Le jeune homme et la jeune femme, contraints de rester ensemble, vont s’apprivoiser. Leo, atteint d’une tumeur incurable l’ayant contraint à abandonner ses rêves de boxeur, est bien décidé à bousculer sa timidité, et on ne doute pas que leur amour fleurira, malgré les dangers mortels auxquels ils sont confrontés, à cause d’un sac de drogue que tout le monde croit en leur possession. Et quand on dit « tout le monde », ce n’est pas une formule : yakuzas, triades chinoises, flic corrompu, petits truands, maquereaux, tueurs illuminés dont on ne sait pas tous pour qui ils roulent, ce qui n’a vraiment aucune importance tant le film est fluide, sans temps morts (mais avec des morts à la pelle), développant une énergie contagieuse, vous menant par le bout du rire et du nez, à l’opposé des figures de style clinquantes du Lac aux oies sauvages. Même si, bien évidemment, ce film de Takashi Miike est dans le droit fil (un fil tortueux !) de son cinéma : punch, action, dérision, pulvérisations en tous genres, entre comics et série B, kung-fu et manga, autant dire à des années-lumière du réalisme plus classique d’un certain cinéma japonais, dont ce réalisateur hors-normes n’a que faire.

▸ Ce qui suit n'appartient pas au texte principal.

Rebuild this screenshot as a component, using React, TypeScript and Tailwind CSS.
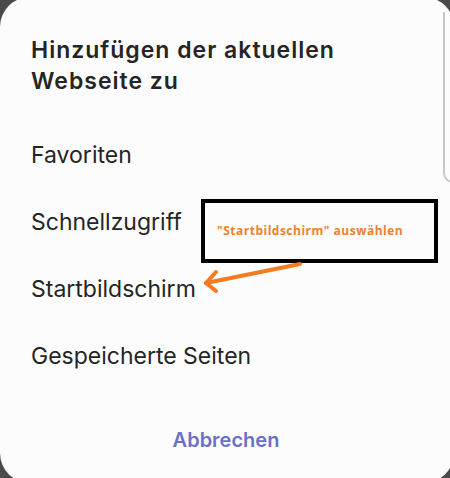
import React from "react";

export default function App() {
  const items = ["Favoriten", "Schnellzugriff", "Startbildschirm", "Gespeicherte Seiten"];
  return (
    <div className="w-[450px] h-[478px] bg-[#4a4a4a] overflow-hidden relative" style={{ fontFamily: "Inter, Roboto, 'Noto Sans', sans-serif" }}>
      <div className="w-[454px] h-[486px] mt-[-3px] bg-[#fcfcfc] rounded-[30px] flex flex-col pl-[31px] pt-[38px]">
        <div className="text-[23px] leading-[31px] font-semibold tracking-[1px] text-[#252525]">
          Hinzufügen der aktuellen
          <br />
          Webseite zu
        </div>
        <div className="mt-[25px] flex flex-col">
          {items.map((t) => (
            <div key={t} className="h-[67px] leading-[67px] text-[23px] text-[#252525]">
              {t}
            </div>
          ))}
        </div>
        <div className="mt-[30px] pr-[31px] text-center text-[20px] leading-[40px] font-semibold text-[#6b70c6] ml-[-2px]">
          Abbrechen
        </div>
      </div>

      {/* right edge line */}
      <div className="absolute left-[443px] top-[12px] w-[20px] h-[171px] border-l-2 border-b-2 border-[#c8c8c8] rounded-bl-[10px]" />

      {/* annotation box */}
      <div className="absolute left-[201px] top-[199px] w-[237px] h-[64px] border-4 border-black bg-[#fcfcfc] flex items-center pl-[12px]">
        <span className="text-[12px] font-bold tracking-[0.5px] text-[#f0802a]" style={{ fontFamily: "'Open Sans', 'Liberation Sans', sans-serif" }}>
          "Startbildschirm" auswählen
        </span>
      </div>

      {/* arrow */}
      <svg className="absolute left-0 top-0" width="450" height="478" viewBox="0 0 450 478">
        <g stroke="#f47b20" strokeWidth="4" strokeLinecap="round" fill="none" strokeLinejoin="round">
          <path d="M300 264 L206 283" />
          <path d="M216 272 L206 283 L216 291" />
        </g>
      </svg>
    </div>
  );
}
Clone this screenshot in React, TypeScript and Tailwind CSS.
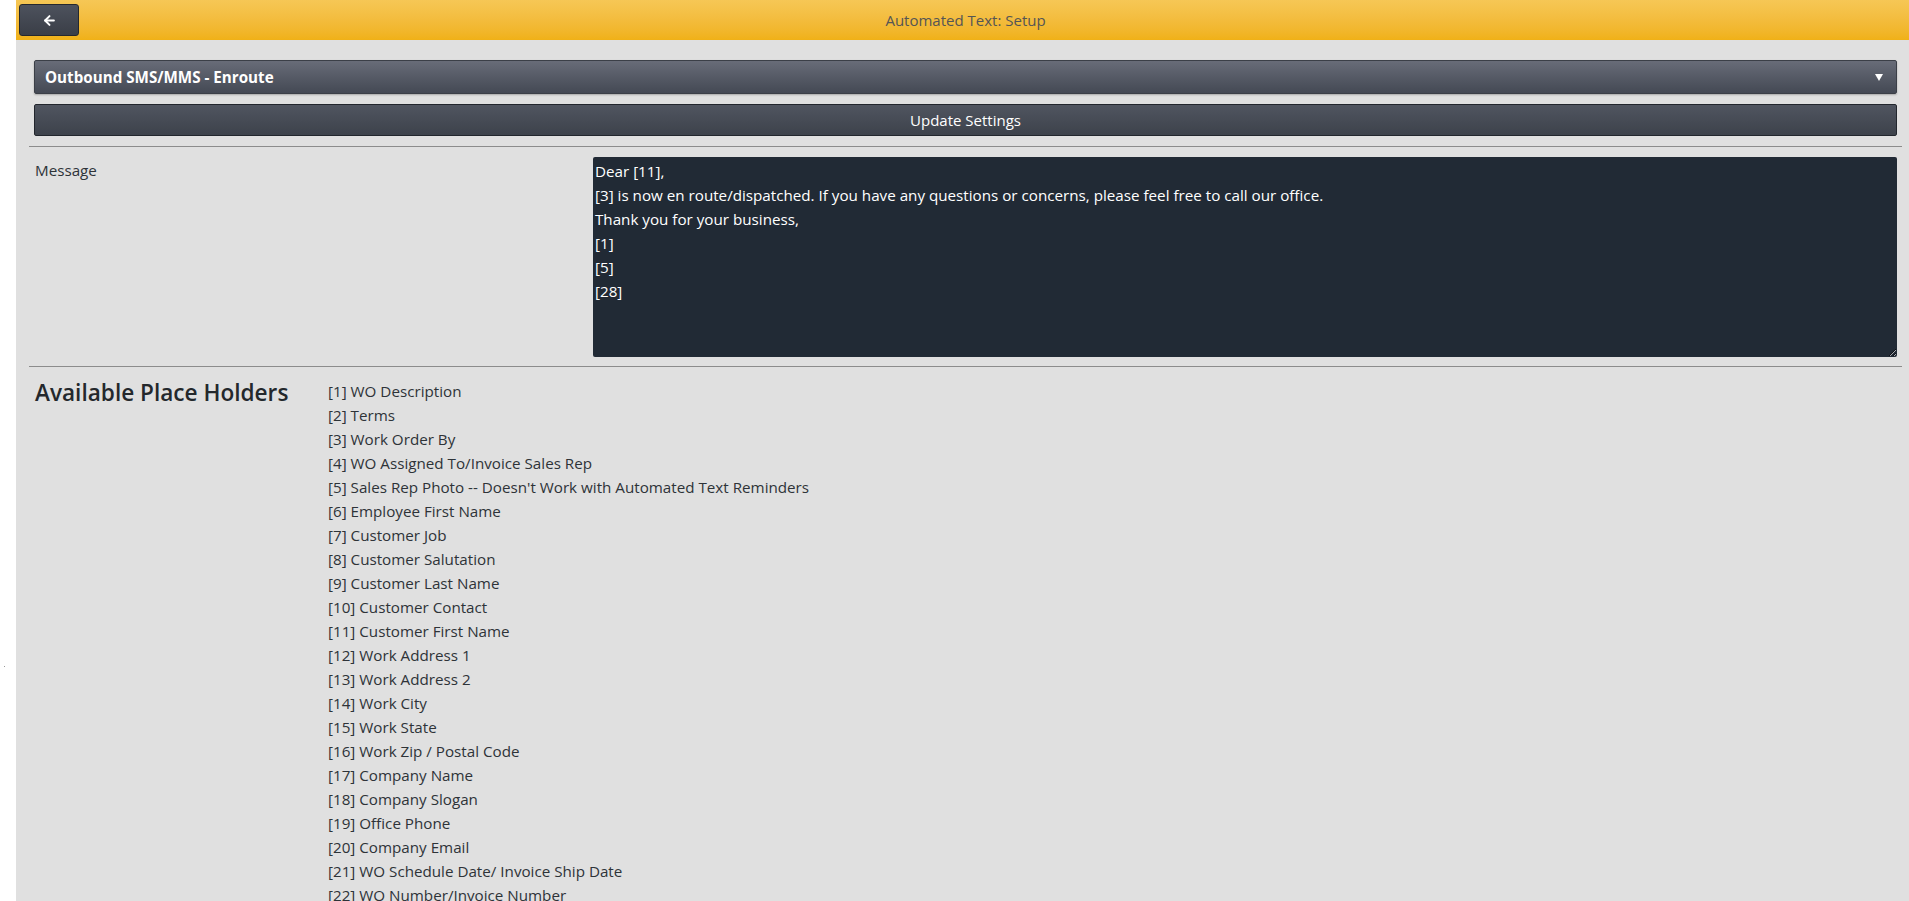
import { ArrowLeft } from "lucide-react";

const placeHolders = [
  "WO Description",
  "Terms",
  "Work Order By",
  "WO Assigned To/Invoice Sales Rep",
  "Sales Rep Photo -- Doesn't Work with Automated Text Reminders",
  "Employee First Name",
  "Customer Job",
  "Customer Salutation",
  "Customer Last Name",
  "Customer Contact",
  "Customer First Name",
  "Work Address 1",
  "Work Address 2",
  "Work City",
  "Work State",
  "Work Zip / Postal Code",
  "Company Name",
  "Company Slogan",
  "Office Phone",
  "Company Email",
  "WO Schedule Date/ Invoice Ship Date",
  "WO Number/Invoice Number",
];

const message = `Dear [11],
[3] is now en route/dispatched. If you have any questions or concerns, please feel free to call our office.
Thank you for your business,
[1]
[5]
[28]`;

export default function App() {
  return (
    <div className="flex h-[901px] overflow-hidden bg-white font-['Open_Sans',sans-serif] text-[15.2px] text-[#2e3338]">
      <div className="w-4 shrink-0 pt-[666px] pl-[4px]">
        <div className="h-px w-px bg-[#999]" />
      </div>

      <div className="flex min-w-0 flex-1 flex-col bg-[#e0e0e0]">
        <header className="relative flex h-10 shrink-0 items-center justify-center bg-gradient-to-b from-[#f6c755] to-[#f0b116] pl-[6px]">
          <button className="absolute top-1 left-[3px] flex h-8 w-[60px] items-center justify-center rounded-[3px] border border-[#25282e] bg-gradient-to-b from-[#4d525d] to-[#3a3e47] text-white">
            <ArrowLeft size={15} strokeWidth={3.2} />
          </button>
          <h1 className="text-[15px] text-[#555]">Automated Text: Setup</h1>
        </header>

        <main className="flex flex-col pt-5 pr-[7px] pl-[13px]">
          <div className="mx-[5px] flex h-[34px] items-center justify-between rounded-[2px] border border-[#3b3f47] bg-gradient-to-b from-[#686c78] to-[#444954] pr-[13px] pl-[10px] text-white shadow-[0_1px_2px_rgba(0,0,0,0.25)]">
            <span className="text-[15.2px] font-bold">Outbound SMS/MMS - Enroute</span>
            <svg width="8" height="7" viewBox="0 0 8 7">
              <path d="M0 0h8L4 7z" fill="#fff" />
            </svg>
          </div>

          <button className="mx-[5px] mt-[10px] flex h-8 items-center justify-center rounded-[2px] border border-[#22262d] bg-gradient-to-b from-[#505560] to-[#3d424b] text-[15px] text-white">
            Update Settings
          </button>

          <div className="mt-[10px] h-px bg-[#8c8c8c]" />

          <section className="flex pt-[10px] pb-[9px]">
            <div className="w-[564px] shrink-0 pt-[1px] pl-[6px] leading-6">Message</div>
            <textarea
              readOnly
              defaultValue={message}
              className="mr-[5px] h-[200px] flex-1 rounded-[2px] bg-[#212a35] px-[2px] pt-[2px] font-['Open_Sans',sans-serif] text-[15.2px] leading-6 text-white outline-none"
            />
          </section>

          <div className="h-px bg-[#8c8c8c]" />

          <section className="flex pt-[12px]">
            <h2 className="w-[299px] shrink-0 pl-[6px] text-[22.6px] leading-7 font-semibold text-[#24282c]">
              Available Place Holders
            </h2>
            <ul className="flex flex-col">
              {placeHolders.map((label, i) => (
                <li key={label} className="leading-6">
                  [{i + 1}] {label}
                </li>
              ))}
            </ul>
          </section>
        </main>
      </div>
    </div>
  );
}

Miike fait feu de tout bois. On est dans la comédie noire, la folie exacerbée, la cruauté à la découpe (avec un petit zeste de gore, histoire de rigoler un peu), la vengeance baroque et, au final, après quelques bras coupés – l’un des chefs yakuzas est lui-même manchot – une apothéose hilarante de règlements de comptes sous forme de dîner de têtes à Yakuza City jusqu’à épuisement des chefs, dans une sorte de Leroy-Merlin japonais qui pourrait être la réserve de l’accessoiriste du cinéaste aux 60 films. Les vingt dernières minutes, comme tout le film mais avec un petit rabiot de folie subsidiaire, sont absolument jouissives. Et la dernière séquence, sous forme de parenthèse animée, apporte une petite touche à la fois naïve et émouvante.

S’il ne faut pas prendre First love pour autre chose que ce qu’il est : un film d’action, de divertissement, il n’en reste pas moins que l’histoire d’amour contrariée entre Leo et Monica est une belle allégorie de ce qui peut donner chair à la traversée du désir de deux jeunes gens qui s’aiment. Au pays du Soleil Levant ou ailleurs.